After the museum visit, the meta aspect of the tour truly kicked in. We set off by bus on the Oswald portion of the event, stopping first at his modest gravestone in the Rosehill Cemetery in the southeast corner of Fort Worth. Being there on Oswald’s birthday was one thing. Being there with Will Rothhaar, the actor who portrays Oswald in Killing Kennedy and will likely be very well known once the film is telecast, was quite another. Someone had left a bouquet of flowers that morning on Oswald’s grave.

We also stopped at the former home of Ruth Paine, the woman Oswald’s wife was staying with when they separated, but where Oswald spent the night of November 21; the boarding house where Oswald posed for the infamous “backyard” photographs in which he is holding the rifle he would use to murder the President;  and the garage entrance area of the Municipal Building in downtown Dallas where Jack Ruby murdered Oswald live on television on the morning of November 24. Then we rode the same route that the Kennedy entourage took on November 22 en route to what would have been a speech in Dallas at the Trade Mart, stopping at Dealey Plaza outside the Texas School Book Depository to closely study the scene of the assassination. Two large white “X” marks on Elm Street, the road that runs alongside the legendary grassy knoll, indicate the exact spots where two of the three shots that were fired struck the President.

Following our time at Dealey Plaza, we made the short drive to the historic Texas Theatre for the world premiere of Killing Kennedy. The Texas Theatre, which is now a successful art house is the location where police apprehended Oswald on the afternoon of November 22. The seat Oswald was in when 15 officers stormed the theater is clearly marked.

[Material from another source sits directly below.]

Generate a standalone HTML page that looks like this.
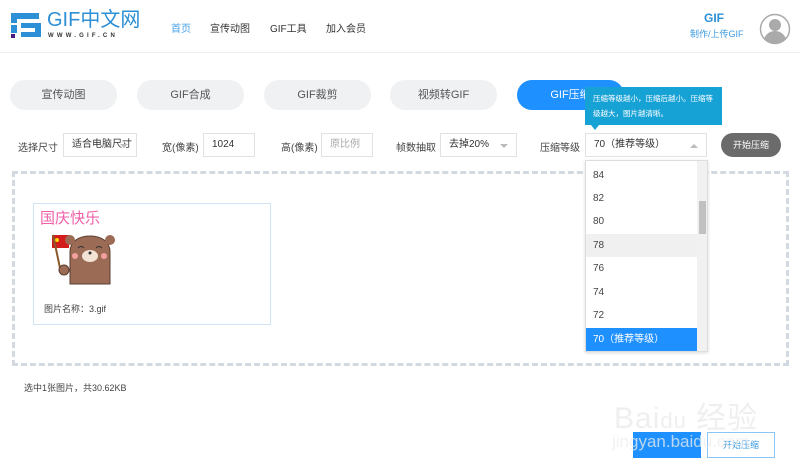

After the movie we returned to the book depository for the last in a series of major meta moments that day. The sixth and seventh floors are now a museum open to the public. The far right front window in the front of the building – now sectioned off behind glass partitions – is the spot where Oswald fired the shots that would change the world. Standing right next to it and looking out at the white X marks on Elm Street was a chilling experience I will never forget.